How do you measure success in conscious AI implementation?

Measuring success requires frameworks that evaluate AI initiatives beyond traditional ROI metrics, incorporating stakeholder impact assessments, ethical compliance indicators, and long-term sustainability measures aligned with holistic business success.

Traditional efficiency metrics remain important but insufficient. Conscious AI measurement includes tracking impact on all stakeholders in real time. This means monitoring employee engagement and wellbeing, customer satisfaction and trust levels, supplier relationship strength, community impact, and environmental effects alongside financial returns.
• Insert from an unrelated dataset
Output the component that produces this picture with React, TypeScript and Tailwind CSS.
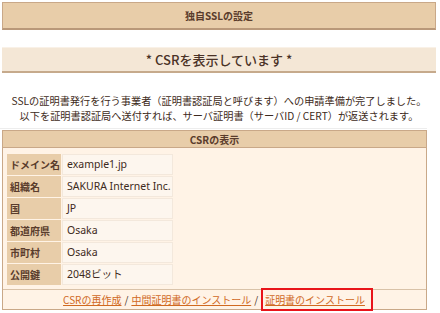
import React from "react";

const rows = [
  { label: "ドメイン名", value: "example1.jp" },
  { label: "組織名", value: "SAKURA Internet Inc." },
  { label: "国", value: "JP" },
  { label: "都道府県", value: "Osaka" },
  { label: "市町村", value: "Osaka" },
  { label: "公開鍵", value: "2048ビット" },
];

export default function App() {
  return (
    <div className="w-[440px] h-[313px] overflow-hidden bg-white text-[#4a3226] font-['Noto_Sans_CJK_JP','Noto_Sans',sans-serif]">
      <div className="pt-[2px] pl-[2px] pr-[4px]">
        {/* Title bar */}
        <div className="h-[28px] flex items-center justify-center bg-[#e8cda9] border border-[#c9a888] border-b-2 border-b-[#b99879] text-[10px] font-bold text-[#5a3c2c]">
          独自SSLの設定
        </div>

        {/* Status bar */}
        <div className="mt-[17px] h-[26px] flex items-center justify-center bg-[#f4e7d6] border-t border-t-[#f9f1e7] border-b-2 border-b-[#c6aa8c] text-[13px] font-medium text-[#4a3226]">
          * CSRを表示しています *
        </div>

        <div className="mt-[20px] text-center text-[10.2px] leading-[15px] text-[#3d2a20]">
          <div>SSLの証明書発行を行う事業者（証明書認証局と呼びます）への申請準備が完了しました。</div>
          <div>以下を証明書認証局へ送付すれば、サーバ証明書（サーバID / CERT）が返送されます。</div>
        </div>
      </div>

      <div className="mt-[5px] w-[427px] h-px bg-[#ededed]" />

      {/* CSR panel */}
      <div className="mt-[1px] ml-[2px] w-[425px] border border-[#c9a888] bg-[#fff3e6]">
        <div className="h-[17px] flex items-center justify-center bg-[#e8cda9] border-b border-[#c9a888] text-[10px] font-bold text-[#5a3c2c]">
          CSRの表示
        </div>

        <div className="pt-[6px] pb-[4px] pl-[4px]">
          <div className="grid grid-cols-[54px_111px] gap-[1px]">
            {rows.map((r) => (
              <React.Fragment key={r.label}>
                <div className="h-[21px] flex items-center pl-[3px] bg-[#e8cda9] text-[10px] font-bold text-[#5a3c2c] whitespace-nowrap">
                  {r.label}
                </div>
                <div className="h-[21px] flex items-center pl-[4px] bg-[#fdf6ee] border border-[#f3e8dc] text-[10.5px] text-[#3d2a20] whitespace-nowrap font-['Noto_Sans','Noto_Sans_CJK_JP',sans-serif]">
                  {r.value}
                </div>
              </React.Fragment>
            ))}
          </div>
        </div>

        <div className="h-[20px] border-t border-[#d9c2a8] flex items-center justify-center pl-[7px] text-[10px]">
          <a href="#" className="text-[#d0691f] underline">CSRの再作成</a>
          <span className="mx-[3px] text-[#4a3226]">/</span>
          <a href="#" className="text-[#d0691f] underline">中間証明書のインストール</a>
          <span className="mx-[3px] text-[#4a3226]">/</span>
          <span className="h-[23px] flex items-center border-2 border-[#e8141a] pl-[2px] pr-[6px]">
            <a href="#" className="text-[#d0691f] underline">証明書のインストール</a>
          </span>
        </div>
      </div>
    </div>
  );
}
High-performing organisations demonstrate this broader measurement approach. Research shows that 64% of organisations report that AI enables innovation, while nearly 50% see improvements in customer satisfaction. These organisations distinguish themselves by simultaneously setting growth and innovation objectives alongside efficiency goals.

Ethical compliance indicators include bias detection metrics, transparency scores, privacy protection measures, and alignment assessments that evaluate whether AI decisions reflect organisational values. These indicators help identify when AI systems drift from their intended purpose or create unintended consequences.

Long-term sustainability measures focus on whether AI implementation strengthens or weakens the organisation’s ability to create value for all stakeholders over time. This includes assessing whether AI enhances stakeholder relationships, builds organisational capabilities, and supports the organisation’s higher purpose.

A comprehensive measurement approach might use tools like our CB Scan, which provides insight into how consciously an organisation operates within a systemic development model and helps identify areas where AI implementation can support broader conscious business transformation.

The measurement framework should also track learning and adaptation capabilities, recognising that conscious AI implementation is an iterative process requiring continuous refinement based on stakeholder feedback and changing circumstances.